▶ [Objective]
Find every line in the records below that holds the word "this" and copy it.

Recorded data

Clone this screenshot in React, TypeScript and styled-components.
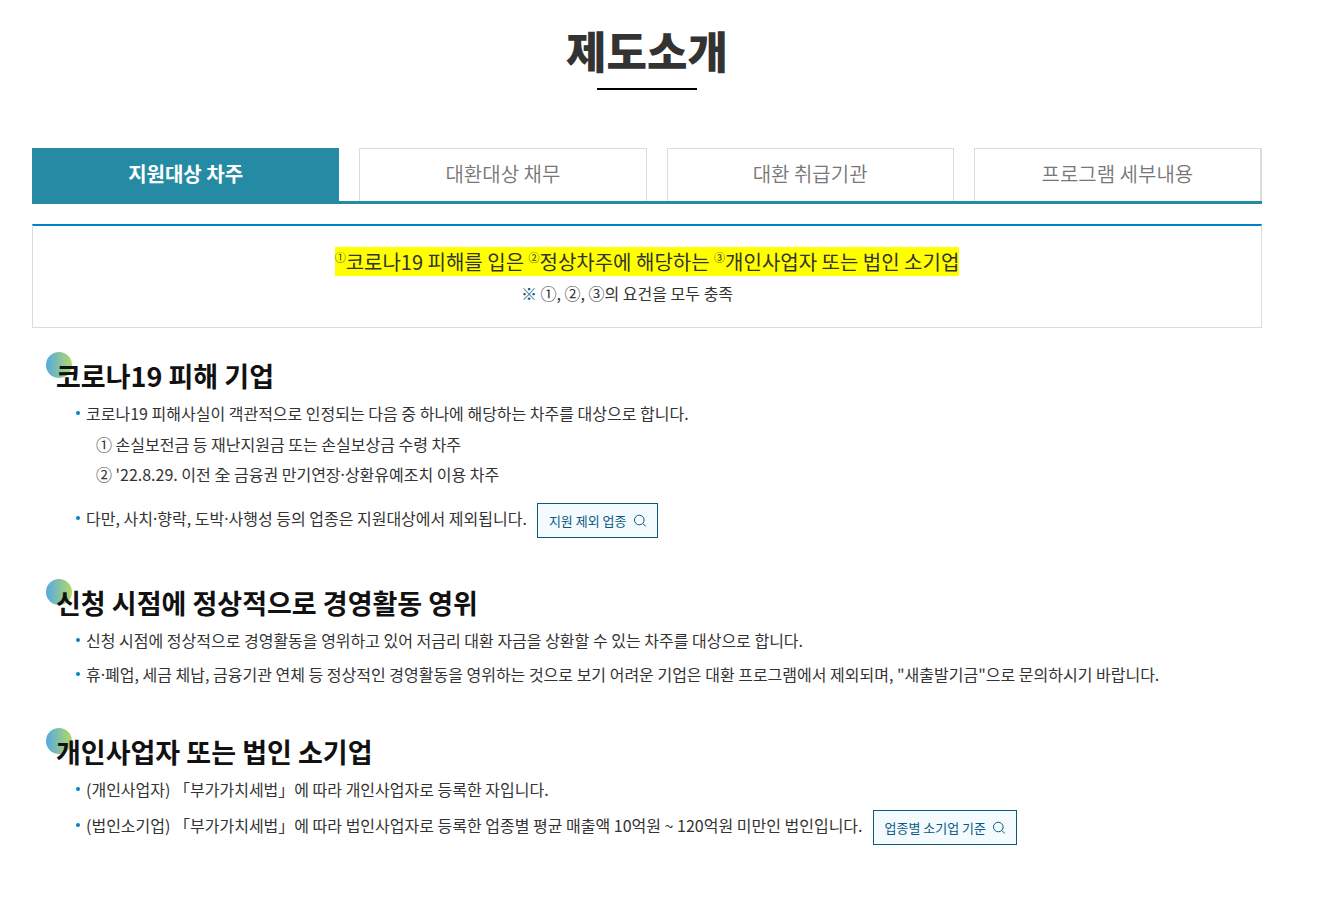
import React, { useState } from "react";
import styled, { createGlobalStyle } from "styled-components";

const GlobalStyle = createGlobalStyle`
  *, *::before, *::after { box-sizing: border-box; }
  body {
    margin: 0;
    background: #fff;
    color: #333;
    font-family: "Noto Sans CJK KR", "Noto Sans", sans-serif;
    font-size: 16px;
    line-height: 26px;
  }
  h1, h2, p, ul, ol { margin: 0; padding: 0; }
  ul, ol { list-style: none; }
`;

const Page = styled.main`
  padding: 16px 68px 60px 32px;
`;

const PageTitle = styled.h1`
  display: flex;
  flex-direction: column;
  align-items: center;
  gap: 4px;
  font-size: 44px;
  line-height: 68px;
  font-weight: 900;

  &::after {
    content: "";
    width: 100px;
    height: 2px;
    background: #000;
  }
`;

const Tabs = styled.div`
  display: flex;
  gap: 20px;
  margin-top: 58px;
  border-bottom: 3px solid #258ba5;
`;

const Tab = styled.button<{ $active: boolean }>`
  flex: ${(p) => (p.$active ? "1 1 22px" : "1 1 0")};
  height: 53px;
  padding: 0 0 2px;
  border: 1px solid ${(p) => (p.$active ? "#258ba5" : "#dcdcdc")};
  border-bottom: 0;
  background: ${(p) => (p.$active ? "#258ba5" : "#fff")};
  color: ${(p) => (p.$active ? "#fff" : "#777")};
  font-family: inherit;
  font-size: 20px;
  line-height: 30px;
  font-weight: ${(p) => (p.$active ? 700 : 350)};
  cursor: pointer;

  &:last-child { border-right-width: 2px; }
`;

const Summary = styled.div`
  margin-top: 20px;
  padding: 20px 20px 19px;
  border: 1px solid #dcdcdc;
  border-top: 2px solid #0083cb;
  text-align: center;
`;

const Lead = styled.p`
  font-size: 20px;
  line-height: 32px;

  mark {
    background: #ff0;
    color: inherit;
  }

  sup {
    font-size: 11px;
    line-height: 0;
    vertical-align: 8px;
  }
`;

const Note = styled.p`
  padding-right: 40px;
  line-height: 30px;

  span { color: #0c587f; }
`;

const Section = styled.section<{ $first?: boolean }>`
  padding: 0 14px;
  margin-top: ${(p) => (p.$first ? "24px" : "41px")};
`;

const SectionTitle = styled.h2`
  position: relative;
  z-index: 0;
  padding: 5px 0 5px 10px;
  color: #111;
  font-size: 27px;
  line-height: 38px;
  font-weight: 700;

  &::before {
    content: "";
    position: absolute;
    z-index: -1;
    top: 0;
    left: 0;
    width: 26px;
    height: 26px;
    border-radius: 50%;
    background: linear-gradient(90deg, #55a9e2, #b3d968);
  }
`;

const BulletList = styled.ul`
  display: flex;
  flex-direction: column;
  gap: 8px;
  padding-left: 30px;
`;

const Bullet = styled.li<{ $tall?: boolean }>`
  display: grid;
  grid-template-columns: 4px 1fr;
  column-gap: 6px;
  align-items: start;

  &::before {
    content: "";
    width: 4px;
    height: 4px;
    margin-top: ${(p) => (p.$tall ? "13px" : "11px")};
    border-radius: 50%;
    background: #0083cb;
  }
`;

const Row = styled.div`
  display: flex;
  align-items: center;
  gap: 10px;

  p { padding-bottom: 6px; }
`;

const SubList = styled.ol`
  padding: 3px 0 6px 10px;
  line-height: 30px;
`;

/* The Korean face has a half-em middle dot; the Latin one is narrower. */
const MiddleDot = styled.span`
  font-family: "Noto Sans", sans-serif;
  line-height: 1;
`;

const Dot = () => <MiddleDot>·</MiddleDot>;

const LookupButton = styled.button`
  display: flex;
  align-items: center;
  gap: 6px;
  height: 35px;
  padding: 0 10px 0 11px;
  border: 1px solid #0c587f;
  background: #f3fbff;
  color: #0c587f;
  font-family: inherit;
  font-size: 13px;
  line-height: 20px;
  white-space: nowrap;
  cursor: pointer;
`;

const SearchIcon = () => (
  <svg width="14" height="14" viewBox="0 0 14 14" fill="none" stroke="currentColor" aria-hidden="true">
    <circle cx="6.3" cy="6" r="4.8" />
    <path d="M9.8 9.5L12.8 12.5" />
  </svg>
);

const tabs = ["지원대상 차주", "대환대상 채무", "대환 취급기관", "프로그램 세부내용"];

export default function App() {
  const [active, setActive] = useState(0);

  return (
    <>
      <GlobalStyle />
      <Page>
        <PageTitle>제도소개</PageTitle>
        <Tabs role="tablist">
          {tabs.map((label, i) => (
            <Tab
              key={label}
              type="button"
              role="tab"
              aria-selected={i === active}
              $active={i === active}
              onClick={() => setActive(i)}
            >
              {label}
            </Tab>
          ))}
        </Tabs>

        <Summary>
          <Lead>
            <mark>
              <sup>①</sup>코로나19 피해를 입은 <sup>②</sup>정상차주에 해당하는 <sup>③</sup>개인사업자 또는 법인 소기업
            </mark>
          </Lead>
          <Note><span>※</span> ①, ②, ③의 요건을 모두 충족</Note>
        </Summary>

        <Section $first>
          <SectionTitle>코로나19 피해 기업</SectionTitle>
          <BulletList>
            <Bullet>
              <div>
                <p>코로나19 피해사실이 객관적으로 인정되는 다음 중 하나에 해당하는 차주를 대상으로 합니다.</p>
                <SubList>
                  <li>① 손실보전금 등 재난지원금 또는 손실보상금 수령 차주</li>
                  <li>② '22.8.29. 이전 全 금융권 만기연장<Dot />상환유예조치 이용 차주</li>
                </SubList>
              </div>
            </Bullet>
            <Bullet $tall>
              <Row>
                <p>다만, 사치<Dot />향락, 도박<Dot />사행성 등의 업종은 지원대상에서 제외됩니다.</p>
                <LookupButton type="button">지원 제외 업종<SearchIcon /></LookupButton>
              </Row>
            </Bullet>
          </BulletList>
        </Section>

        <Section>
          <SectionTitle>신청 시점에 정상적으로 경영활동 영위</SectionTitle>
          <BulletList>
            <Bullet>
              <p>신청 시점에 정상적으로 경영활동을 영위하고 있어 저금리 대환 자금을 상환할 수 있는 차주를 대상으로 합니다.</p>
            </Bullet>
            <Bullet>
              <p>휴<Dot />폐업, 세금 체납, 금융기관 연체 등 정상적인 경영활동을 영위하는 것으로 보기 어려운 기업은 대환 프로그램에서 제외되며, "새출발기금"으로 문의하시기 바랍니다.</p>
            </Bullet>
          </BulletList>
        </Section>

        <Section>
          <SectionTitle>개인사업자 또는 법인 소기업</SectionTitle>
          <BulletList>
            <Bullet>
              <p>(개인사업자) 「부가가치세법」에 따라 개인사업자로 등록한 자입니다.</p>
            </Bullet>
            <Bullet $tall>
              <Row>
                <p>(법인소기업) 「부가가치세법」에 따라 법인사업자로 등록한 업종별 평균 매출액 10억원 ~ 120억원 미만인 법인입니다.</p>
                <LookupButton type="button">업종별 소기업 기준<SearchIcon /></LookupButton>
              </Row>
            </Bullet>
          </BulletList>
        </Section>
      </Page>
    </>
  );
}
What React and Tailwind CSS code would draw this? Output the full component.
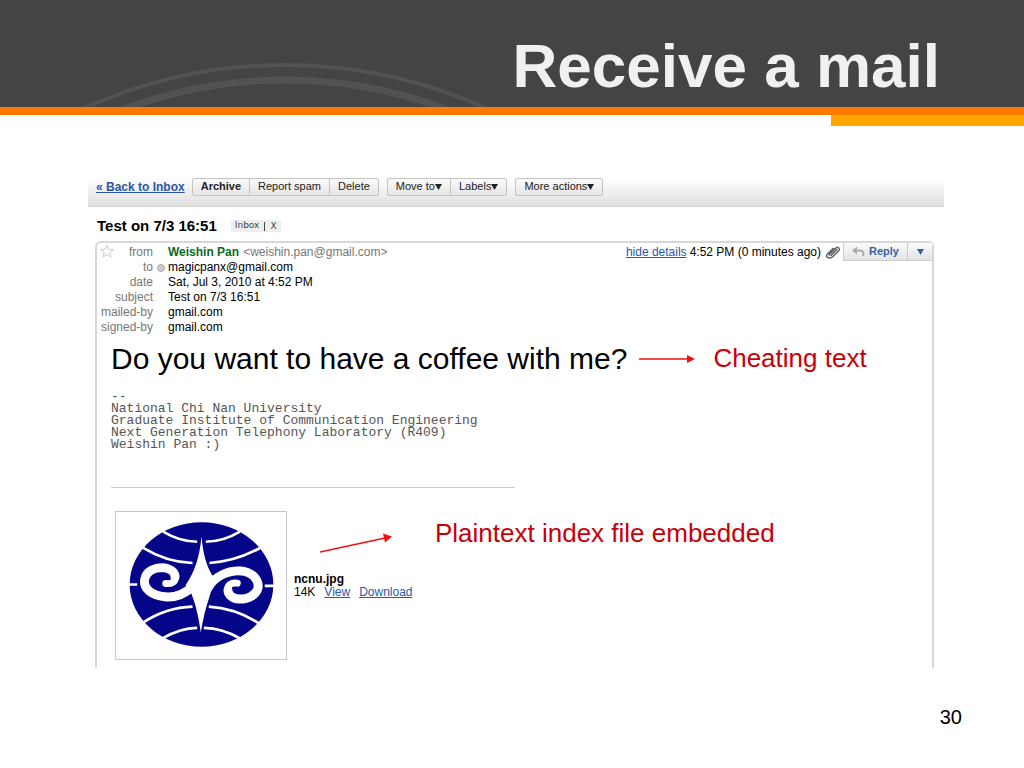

▶ [Task result]
Clone this screenshot in React, TypeScript and styled-components.
What React and Tailwind CSS code would draw this? Output the full component.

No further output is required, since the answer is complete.